Kennedy’s conundrum: Olympic gold or dance dad?

It took a keen eye to spot him.

Mingling with mothers and fathers brought together from all corners of south-east Queensland, Brad Kennedy was just another dance dad supporting his two daughters in two days of competition on the Sunshine Coast in June last year.

It’s the life he longs for yet right now Kennedy has never featured higher within the ranks of professional golf.

On the back of his second New Zealand Open title on Sunday that was the culmination of a three-week stretch with equal measures of heartache and triumph, Kennedy sits just one place outside the top 100 golfers on the planet.

It’s a career-high position and makes him the seventh-highest ranked Australian in the Official World Golf Rankings – not to mention his ongoing standing as the No.1 Kennedy in men’s golf. (There are six in total.)

It’s enough to reconsider his plans to walk away from pro golf at the end of 2020 and perhaps even stake a claim to represent Australia at the Tokyo 2020 Olympics.

A regular on the Japan Golf Tour since 2011, Kennedy knows he could be a beneficiary of the coronavirus outbreak concern should the Olympics go ahead in late July.

Fears over what the Zika virus could do the immune system of his wife led Marc Leishman to skip the Rio de Janiero Olympics in 2016 and four years on he and other Aussies prominent in the world rankings will have cause to consider their eligibility.

For Kennedy, it would represent an opportunity as far removed from his own reality as he could have imagined only a month or so ago.

“A few months ago I got an email from the IOC (International Olympic Committee) to say I am fourth reserve for the Olympics,” Kennedy explained.

“I thought, I’m 45 – I don’t go to the Olympics.

“Things can change so quickly.
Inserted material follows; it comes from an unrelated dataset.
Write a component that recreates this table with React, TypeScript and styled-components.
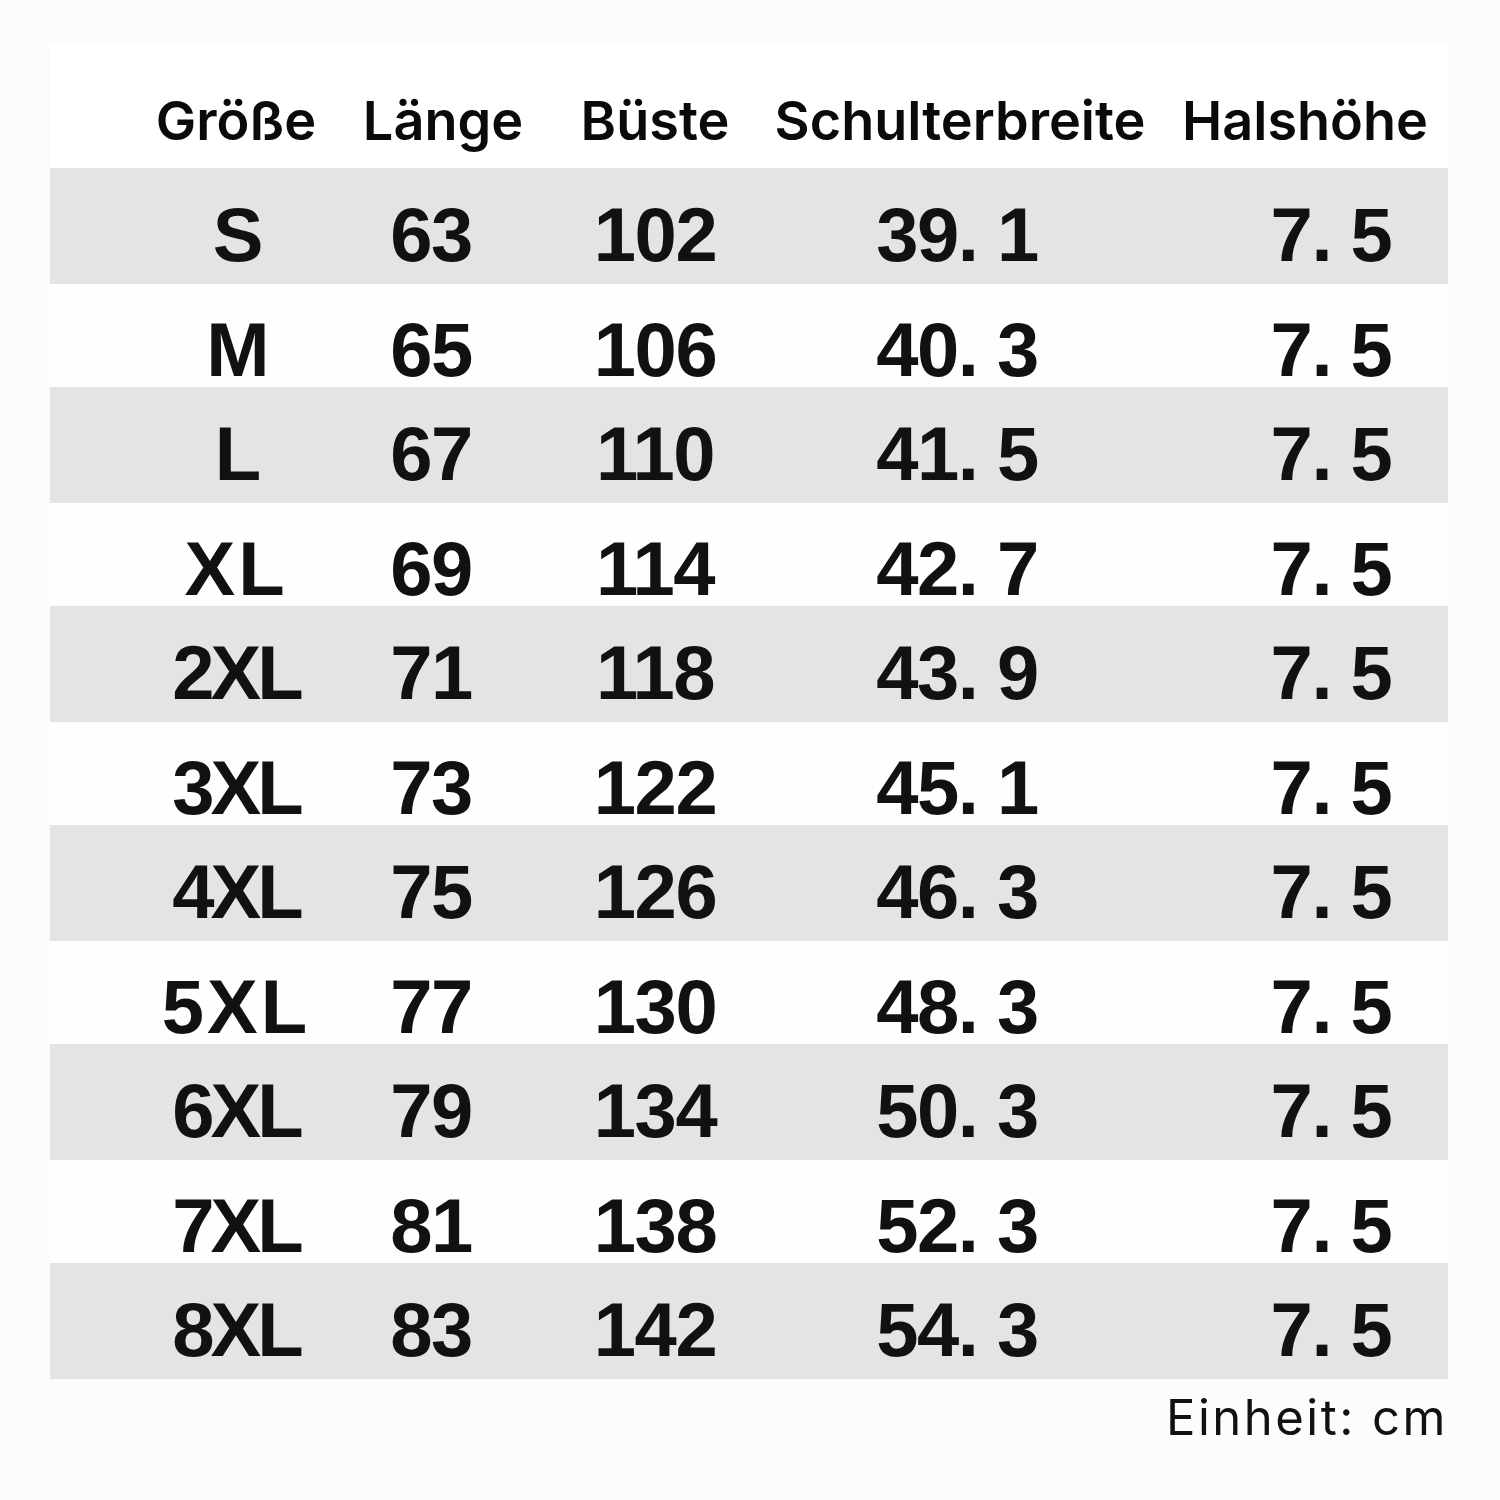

With this virus guys will pull out so I may be playing in the Olympics in four months’ time. You just never know in this game and that is why we love it and why it can destroy us.”

At 45 years of age the Gold Coast-based Kennedy knows the cruelty that professional golf can inflict all too well, yet nothing may compare to the emotional roller-coaster he has been riding the past three weeks on the PGA Tour of Australasia.

For 71 holes – which included playing the first 18 in just 61 shots – Kennedy was a class above at the Coca-Cola Queensland PGA Championship when all broke loose.

He was informed of a scoring error while walking down the 18th hole and now needing just a par to win chose to lay up from the trees left of the fairway.

After playing his third to 25 feet from the hole left his first putt three feet short and then missed the next, missing the playoff entirely with a double-bogey six.

He was left to rue a third-round 75 when he missed the Isuzu Queensland Open playoff by two shots a week later and then dusted himself off again for one of the most popular weeks among players all year in Queenstown.

Victor at Clearwater Golf Club in 2011, Kennedy’s final round of 8-under 63 at The Hills on Sunday secured a two-shot win and once again he had his wife and two daughters to thank for it.

“My wife picked me up and just told me to get back out there and keep going,” Kennedy said of his Queensland PGA disappointment.

“I had my wife caddying for me and I had my kids there and I was trying to have a real family experience, plus it would be the last time they would see me play golf there.

“I just want to be home with the kids – stay at home and watch them grow up.

“I was looking to hang the boots up at the end of this year. I’ve been doing it for 25 years and just really wanted to make this year a really positive year to end.

“I’ve sacrificed a lot, but also my family has sacrificed a lot too.

“I’ve been pretty selfish over the last 15, 20 years playing the game and it just feels now is a good time to get back and watch my girls grow up and spend some time at home.

“The oldest is 13 and youngest is eight. To see them grow up through their careers… Money is not an object – I would quite happily sit home and watch them and guide them through their careers.

“I miss a lot of events they are in so as a life experience I would like to go through that.”

Perhaps a chance to represent Australia in a country that has been such a significant part of his professional journey would be a rather fitting finale.